I have been hosting the family's Seder for a few years now, so to some extent the guests are stuck with what I make. Last year, I announced that the 2014 Seder would be sephardic, incorporating foods from at least five Mediterranean countries. (There are many to choose from: Persia, Egypt, Syria, Iraq, Italy, Turkey, France, Lebanon, Morocco, Yemen, Libya, Israel (and though not Mediterranean, India). One of the main reasons for this is my love for rice and lentils, which are prohibited during Passover by Ashkenazi tradition but permitted by Sephardic tradition: a flexibility I plan to exploit to the fullest. The family seemed enthusiastic about the experiment.

Maybe I'll make this crusty Persian rice, one of the world's great dishes
So for ten months I have been thinking about this project, and have begun to try recipes. My sources for recipes and inspiration are many:
  • Claudia Roden's amazingly readable, comprehensive and scholarly The Book of Jewish Food - this is one of the best cookbooks of all time - and The New Book of Middle Eastern Food
  • Jennifer Abadi's A Fistful of Lentils, which is focused on Syrian Jewish food, and her terrific blog toogoodtopassover.com
  • Poopa Dweck's Aromas of Aleppo
  • Joan Nathan's Jewish Cooking in America and My Search for Jewish Cooking in France
  • Yotam Ottolenghi's Ottolenghi: The Cookbook, Plenty and Jerusalem
  • Louise Shafia's The New Persian Kitchen 
  • Nur Ilkin and Sheila Kaufman's The Turkish Cookbook
  • Ôscan Ozan's Sultan's Kitchen: A Turkish Cookbook
  • Paula Wolfert's The Food of Morocco
  • Mourad Lahlou's New Moroccan
To study Sephardic/Middle Eastern food is to go on a cultural journey as much as a gastronomic one. I have learned much about the migration of Jews to and from Spain, as well as the varied histories of the Jews in the other countries mentioned above. All interesting and many surprises.

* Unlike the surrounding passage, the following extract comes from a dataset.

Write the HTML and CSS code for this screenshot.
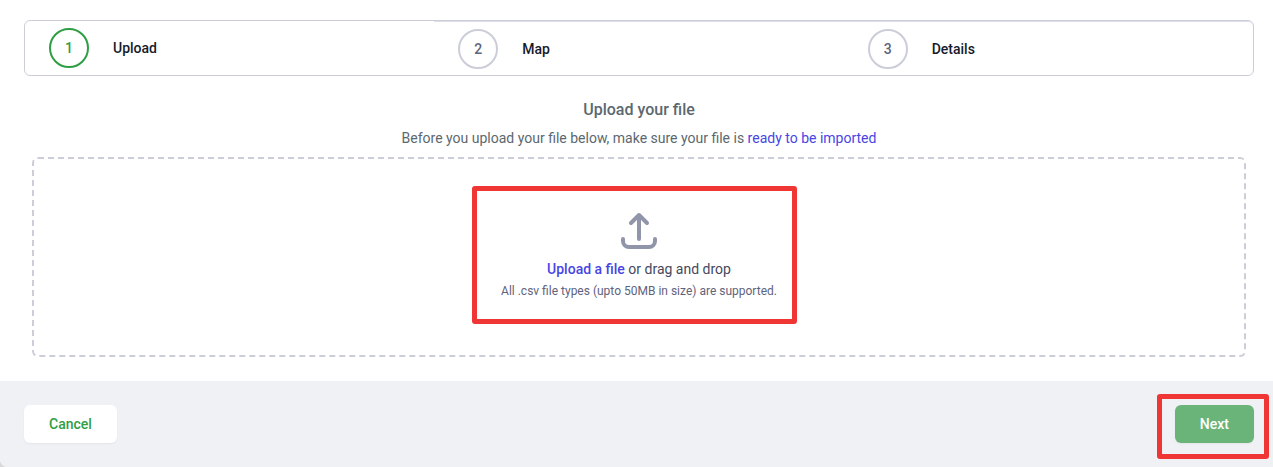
FILE: index.html
```html
<!DOCTYPE html>
<html lang="en">
<head>
    <meta charset="UTF-8">
    <meta name="viewport" content="width=device-width, initial-scale=1.0">
    <title>Upload your file</title>
    <link rel="stylesheet" href="styles.css">
</head>
<body>
    <div class="modal">
        <main class="content">
            <ol class="steps">
                <li class="step active">
                    <span class="step-number">1</span>
                    <span class="step-name">Upload</span>
                </li>
                <li class="step">
                    <span class="step-number">2</span>
                    <span class="step-name">Map</span>
                </li>
                <li class="step">
                    <span class="step-number">3</span>
                    <span class="step-name">Details</span>
                </li>
            </ol>

            <section class="upload">
                <h1>Upload your file</h1>
                <p class="hint">Before you upload your file below, make sure your file is <a href="#">ready to be imported</a></p>

                <div class="dropzone">
                    <div class="dropzone-inner highlight">
                        <svg class="upload-icon" viewBox="0 0 24 24" fill="none" stroke="currentColor" stroke-width="2" stroke-linecap="round" stroke-linejoin="round" aria-hidden="true">
                            <path d="M4 16v1a3 3 0 003 3h10a3 3 0 003-3v-1m-4-8l-4-4m0 0L8 8m4-4v12"/>
                        </svg>
                        <p class="drop-text">
                            <label class="file-label" for="file-upload">Upload a file</label>
                            <input class="file-input" type="file" id="file-upload" accept=".csv">
                            or drag and drop
                        </p>
                        <p class="drop-note">All .csv file types (upto 50MB in size) are supported.</p>
                    </div>
                </div>
            </section>
        </main>

        <footer class="footer">
            <button type="button" class="btn btn-cancel">Cancel</button>
            <div class="highlight highlight-next">
                <button type="button" class="btn btn-next">Next</button>
            </div>
        </footer>
    </div>
</body>
</html>
```
FILE: styles.css
```css
* {
    box-sizing: border-box;
}
body {
    font-family: Roboto, sans-serif;
    font-size: 14px;
    line-height: 20px;
    margin: 0;
    background-color: #d9d9dc;
    color: #161a2b;
}
h1, p, ol {
    margin: 0;
    padding: 0;
}
a {
    color: #4845e4;
    text-decoration: none;
}
.modal {
    display: flex;
    flex-direction: column;
    min-height: 100vh;
    background-color: #fff;
    border-bottom-left-radius: 8px;
    overflow: hidden;
}
.content {
    flex-grow: 1;
    padding: 20px 19px 24px 24px;
}

/* Steps */
.steps {
    display: grid;
    grid-template-columns: repeat(3, 1fr);
    align-items: start;
    list-style: none;
    border: 1px solid #cbced9;
    border-radius: 6px;
}
.step {
    display: flex;
    align-items: center;
    gap: 24px;
    padding: 7px 24px 6px;
    font-weight: 500;
}
.step + .step {
    border-top: 1px solid #dcdfe6;
}
.step:last-child {
    border-top-right-radius: 5px;
}
.step-number {
    display: flex;
    justify-content: center;
    align-items: center;
    width: 40px;
    height: 40px;
    border: 2px solid #cbced9;
    border-radius: 50%;
    color: #5f637c;
}
.active .step-number {
    border-color: #2f9e44;
    color: #2f9e44;
}

/* Upload */
.upload {
    padding: 22px 8px 0;
    text-align: center;
}
.upload h1 {
    font-size: 16px;
    line-height: 24px;
    font-weight: 500;
    color: #5b686f;
}
.hint {
    margin: 6px 0 9px;
    color: #5b686f;
}
.dropzone {
    display: flex;
    justify-content: center;
    padding: 48px 24px 56px;
    border: 2px dashed #cbced9;
    border-radius: 6px;
}
.upload-icon {
    display: block;
    width: 48px;
    height: 48px;
    margin: 0 auto 4px;
    color: #9095aa;
}
.drop-text {
    color: #45495e;
}
.file-label {
    color: #4845e4;
    font-weight: 500;
    cursor: pointer;
}
.file-input {
    position: absolute;
    width: 1px;
    height: 1px;
    opacity: 0;
}
.drop-note {
    margin-top: 4px;
    font-size: 12px;
    line-height: 16px;
    color: #5f637c;
}

/* Red frame around the important controls */
.highlight {
    position: relative;
}
.highlight::after {
    content: "";
    position: absolute;
    inset: -21px -20px -25px -29px;
    border: 5px solid #f03535;
    border-radius: 3px;
    pointer-events: none;
}
.highlight-next::after {
    inset: -11px -15px -16px -18px;
}

/* Footer */
.footer {
    display: flex;
    justify-content: space-between;
    padding: 24px 19px 24px 24px;
    background-color: #f0f1f5;
}
.btn {
    display: block;
    padding: 9px 25px;
    border: none;
    border-radius: 6px;
    font-family: inherit;
    font-size: 14px;
    line-height: 20px;
    font-weight: 500;
    cursor: pointer;
    box-shadow: 0 1px 2px rgba(0, 0, 0, 0.05);
}
.btn-cancel {
    background-color: #fff;
    color: #2f9e44;
}
.btn-next {
    background-color: #6ab47a;
    color: #fff;
}
```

The downside to all this, even if I cook a great Sephardic meal, is that we will not get to enjoy some old favorites, notably my sister-in-law's spectacular matzoh ball soup (great soup and balls) nor my mother's very American style but delicious haroset.

I will report back as the planning and meal unfold.

Bobby Jay

Sunday, February 9, 2014

Pourquoi Tarte Tatin?

I love making Tarte Tatin, not because it is the best-tasting dessert or even the best-tasting apple dessert, but because it is a challenging thing to do. Every time, you must consider a number of questions before embarking: which recipe, what type of apples (how firm are they at a given time of year), should the apples be sliced in quarters, eighths or halves, make the caramel first and add apples or put the apples on the sugar and butter and cook them all together, what pastry to use (puff pastry, pâte brisée), and finally, what pan to use (non-stick, copper, cast iron).

After that, you execute, and every time it is different. But no matter the method, there is always the moment of truth when you must turn the tart upside down over a plate and hope that it slides, perfectly intact, onto the plate with no sticky bits left in the pan. I panic about this less than I used to because I have a lot of experience repairing the ones that did not come away perfectly.

That brings me to today and the choices I made.
  • Winesap apples, which are ugly but pretty tart and usually (but not today) rock hard; only available at farmers' markets
  • Small cast iron pan
  • Dufour frozen puff pastry
  • Recipe from the legendary Jamin restaurant in Paris (via Patricia Wells' The Paris Cookbook), which uses halved apples and cooks them atop the sugar and butter for an hour before going to the oven
The choice of the Jamin recipe with halved apples was bold (but, inspired by the Olympics, I decided to go for it). I get a good result about 50% of the time when I use this method, because one half of each piece can turn into apple sauce if you don't pay a lot of attention and get lucky. So the moment of truth was unusually tense.

But it turned out I nailed it! Beautiful color, apples totally intact, no sticking.

Tarte tatin based on recipe by Benoît Guichard, Meilleur Ouvrier de France, from Jamin
Sorry to bore you with all this technical stuff, but the joy of Tarte Tatin is in the details.